Understanding Crypto Capital Gains Taxation
Cryptocurrency has become a significant asset class, and with its growth comes tax responsibility. When you sell, trade, or otherwise dispose of cryptocurrency at a profit, most tax authorities treat the gain as a capital gain, similar to stocks or real estate.
The core principle is simple: capital gains tax applies to the difference between what you paid for the cryptocurrency (your cost basis) and what you received when you disposed of it. However, the tax rate you pay depends heavily on one key factor: how long you held the asset before selling it.
Short-Term vs Long-Term Capital Gains
In most jurisdictions, including the United States, the holding period determines the tax treatment. If you hold a cryptocurrency for less than one year before selling, any profit is classified as a short-term capital gain. These gains are taxed at your ordinary income tax rate, which can be significantly higher than long-term rates.
On the other hand, if you hold the asset for one year or longer, the profit qualifies as a long-term capital gain. Long-term gains typically benefit from preferential lower tax rates, making it financially advantageous to hold assets longer when possible.
Why Holding Period Matters
The one-year threshold is measured precisely from the date you acquired the coins to the date you sold them. Even a single day short of 365 days can push a large gain into the higher short-term tax bracket.
Common Scenarios
- Buying Bitcoin in January and selling in November of the same year results in short-term treatment.

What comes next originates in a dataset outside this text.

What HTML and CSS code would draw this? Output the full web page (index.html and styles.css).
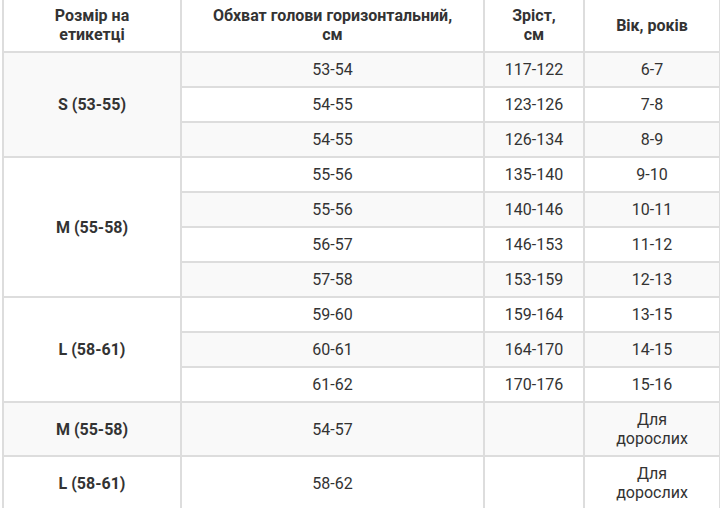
FILE: index.html
```html
<!DOCTYPE html>
<html lang="uk">
<head>
<meta charset="utf-8">
<title>Таблиця розмірів</title>
<link rel="stylesheet" href="styles.css">
</head>
<body>
<table class="size-table">
  <colgroup>
    <col class="c-label">
    <col class="c-head">
    <col class="c-height">
    <col class="c-age">
  </colgroup>
  <thead>
    <tr>
      <th>Розмір на<br>етикетці</th>
      <th>Обхват голови горизонтальний,<br>см</th>
      <th>Зріст,<br>см</th>
      <th>Вік, років</th>
    </tr>
  </thead>
  <tbody>
    <tr><td class="label" rowspan="3">S (53-55)</td><td>53-54</td><td>117-122</td><td>6-7</td></tr>
    <tr><td>54-55</td><td>123-126</td><td>7-8</td></tr>
    <tr><td>54-55</td><td>126-134</td><td>8-9</td></tr>
    <tr><td class="label" rowspan="4">M (55-58)</td><td>55-56</td><td>135-140</td><td>9-10</td></tr>
    <tr><td>55-56</td><td>140-146</td><td>10-11</td></tr>
    <tr><td>56-57</td><td>146-153</td><td>11-12</td></tr>
    <tr><td>57-58</td><td>153-159</td><td>12-13</td></tr>
    <tr><td class="label" rowspan="3">L (58-61)</td><td>59-60</td><td>159-164</td><td>13-15</td></tr>
    <tr><td>60-61</td><td>164-170</td><td>14-15</td></tr>
    <tr><td>61-62</td><td>170-176</td><td>15-16</td></tr>
    <tr><td class="label">M (55-58)</td><td>54-57</td><td></td><td>Для<br>дорослих</td></tr>
    <tr><td class="label">L (58-61)</td><td>58-62</td><td></td><td>Для<br>дорослих</td></tr>
  </tbody>
</table>
</body>
</html>
```
FILE: styles.css
```css
html {
  overflow: hidden;
}

body {
  margin: 0;
  background: #fff;
  font-family: Roboto, "Open Sans", sans-serif;
  font-size: 16px;
  color: #333;
}

.size-table {
  margin: -3px 0 0 2px;
  width: 719px;
  table-layout: fixed;
  border: 1px solid #ddd;
  border-spacing: 0;
}

.c-label { width: 178px; }
.c-head { width: 303px; }
.c-height { width: 100px; }
.c-age { width: 136px; }

.size-table th,
.size-table td {
  border: 1px solid #ddd;
  padding: 7px 8px;
  line-height: 19px;
  text-align: center;
  vertical-align: middle;
}

.size-table th {
  font-weight: 700;
  background: #fff;
}

.size-table tbody tr:nth-child(odd) {
  background: #f9f9f9;
}

.size-table .label {
  font-weight: 700;
}
```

- Purchasing Ethereum in 2024 and selling in 2026 qualifies for long-term rates.
- Trading one cryptocurrency for another is a taxable event and resets the holding period for the new asset.
Additionally, losses can offset gains. If some transactions result in a loss, those can be used to reduce your overall taxable gain, whether short-term or long-term, providing some tax relief in volatile markets.
While tax rules vary by country, the principle of distinguishing between short-term and long-term holdings is widely applied in major markets.
Always consult a qualified tax professional for advice specific to your jurisdiction and situation.